La question de l’identité numérique est un sujet fondamental pour le
processus de transformation digitale de nos sociétés. La sécurité
juridique et technique en dépend. C’est de la validation de
l’application gouvernementale ALICEM dont il était question devant le
Conseil d’État dans sa décision du 4 novembre 2020.
De quoi s’agit-il ?
Selon le Ministère de l’intérieur, ALICEM est la première solution
d’identité numérique régalienne sécurisée. Cette application a été
développée par le Ministère de l’intérieur et l’Agence nationale des
titres sécurisés (ANTS). ALICEM est une application destinée à équiper
les smartphones des individus en leur permettant de prouver leur
identité sur les réseaux numériques. Pour ce faire, il faut que
l’utilisateur de l’application possède un équipement ainsi qu’un
passeport ou une carte de séjour doté d’une puce.
Ce type de solution favorise le développement de ce qu’il est devenu
courant d’appeler le "digital" et qui permet les échanges et
l’utilisation de services en ligne qu’ils soient publics ou privés. La
solution consiste à remplacer la carte d’identité que l’on utilise dans
la vie de tous les jours.
Ici, l’utilisateur enregistre son passeport ou sa carte de séjour
biométrique, sa puce est lue par le biais d’un NFC (lecture sans
contact) et la reconnaissance faciale de l’individu s’effectue en
comparant la photo de la pièce d’identité avec son visage. Elle permet
d’établir que l’utilisateur est le titulaire du document d’identité
régalien. Cette technique assure la vérification de l’identité de la
personne, son authentification. Il faut tout de même préciser qu’ALICEM
n’est pas obligatoire, tout le monde est libre de s’inscrire ou non à ce
service.
Quels enjeux ?
L’application s’inscrit dans le cadre du règlement européen "eIDAS" du 23 juillet 2014
sur l’identification électronique et les services de confiance qui
définit 3 niveaux de garantie : faible, substantiel et élevé. ALICEM
vise les deux plus hautes marches (le CE mentionne le niveau élevé dans
sa décision). Toutefois, cette solution préfigure une autre solution
d’identification numérique régalienne : la Carte d’identité électronique
qui nous est promise pour août 2021 et à laquelle ALICEM pourra
s’intégrer comme l’une des briques technologiques du futur dispositif.

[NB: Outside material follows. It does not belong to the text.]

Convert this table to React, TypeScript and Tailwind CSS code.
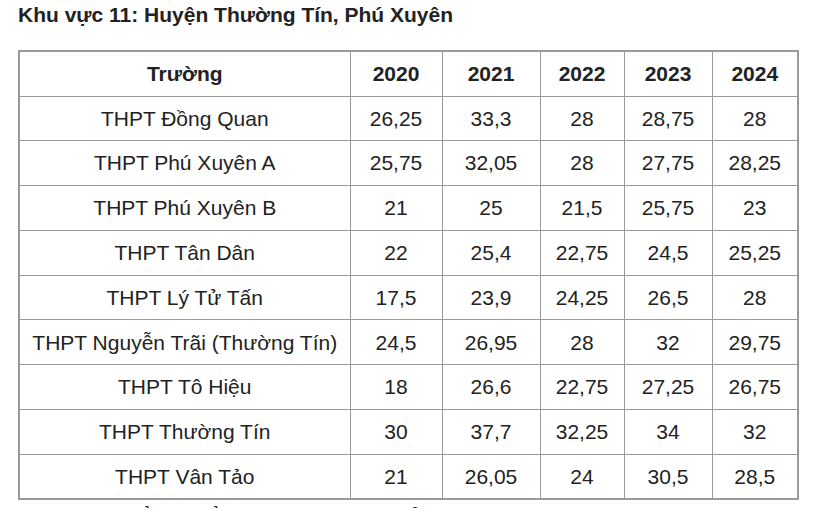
const rows: [string, string, string, string, string, string][] = [
  ["THPT Đồng Quan", "26,25", "33,3", "28", "28,75", "28"],
  ["THPT Phú Xuyên A", "25,75", "32,05", "28", "27,75", "28,25"],
  ["THPT Phú Xuyên B", "21", "25", "21,5", "25,75", "23"],
  ["THPT Tân Dân", "22", "25,4", "22,75", "24,5", "25,25"],
  ["THPT Lý Tử Tấn", "17,5", "23,9", "24,25", "26,5", "28"],
  ["THPT Nguyễn Trãi (Thường Tín)", "24,5", "26,95", "28", "32", "29,75"],
  ["THPT Tô Hiệu", "18", "26,6", "22,75", "27,25", "26,75"],
  ["THPT Thường Tín", "30", "37,7", "32,25", "34", "32"],
  ["THPT Vân Tảo", "21", "26,05", "24", "30,5", "28,5"],
]

const years = ["2020", "2021", "2022", "2023", "2024"]
const widths = ["w-[331px]", "w-[92px]", "w-[98px]", "w-[84px]", "w-[88px]", "w-[86px]"]

export default function App() {
  return (
    <div className="h-[508px] overflow-hidden bg-white text-[#222] font-['Liberation_Sans',Arial,sans-serif]">
      <div className="pl-[18px] pt-[3px]">
        <h2 className="text-[21px] font-bold leading-[24px]">Khu vực 11: Huyện Thường Tín, Phú Xuyên</h2>

        <table className="mt-[23px] w-[780px] table-fixed border-collapse border-2 border-[#9a9a9a] text-[21px]">
          <colgroup>
            {widths.map((w, i) => (
              <col key={i} className={w} />
            ))}
          </colgroup>
          <thead>
            <tr className="h-[45px]">
              <th className="border border-[#9a9a9a] text-center font-bold">Trường</th>
              {years.map((y) => (
                <th key={y} className="border border-[#9a9a9a] text-center font-bold">{y}</th>
              ))}
            </tr>
          </thead>
          <tbody>
            {rows.map((r) => (
              <tr key={r[0]} className="h-[44.8px]">
                {r.map((c, i) => (
                  <td key={i} className="border border-[#9a9a9a] text-center">{c}</td>
                ))}
              </tr>
            ))}
          </tbody>
        </table>

        <p className="mt-[4px] pl-[100px] text-[21px] leading-[24px]">Điểm chuẩn lớp 10 các trường ở khu vực này</p>
      </div>
    </div>
  )
}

L’application ALICEM a été validée par décret n°2019-452 du 13 mai 2019 autorisant la création d’un moyen d’identification électronique dénommé "Authentification en ligne certifié sur mobile". L’article 3-2 du règlement eIDAS définit d’une part, le "moyen d’identification électronique",
comme un élément matériel et/ou immatériel contenant des données
d’identification personnelle et utilisé pour s’authentifier pour un
service en ligne et d’autre part, "l’identification électronique", comme
le processus consistant à utiliser des données d’identification
personnelle sous une forme électronique représentant de manière univoque
une personne physique ou morale, ou une personne physique représentant
une personne morale (art. 3-1).
De son côté, "l’authentification" est un processus électronique qui
permet de confirmer l’identification électronique d’une personne
physique ou morale, ou l’origine et l’intégrité d’une donnée sous forme
électronique. La protection des données est assurée conformément à la
loi de 1978 modifié et au RGPD, par exemple : il n’y a pas de stockage
des données extraites du titre d’identité et les données ne font l’objet
d’aucun traitement.
La biométrie, en l’occurrence la reconnaissance faciale à des fins
d’authentification sécurisée, impose des obligations particulières
lorsqu’il en découle un traitement de données (comme l’nalyse d’impact
sur la vie privée). C’est ce qui a été réalisé pour ALICEM. Néanmoins,
l’application a suscité l’inquiétude au regard des possibilités qu’elle
offre aux États ou aux entreprises en matière de traçabilité des
individus. L’association la Quadrature du Net demandait au Conseil
d’État l’annulation du décret pour excès de pouvoir et subsidiairement
de poser des questions préjudicielles à la Cour de Justice européenne.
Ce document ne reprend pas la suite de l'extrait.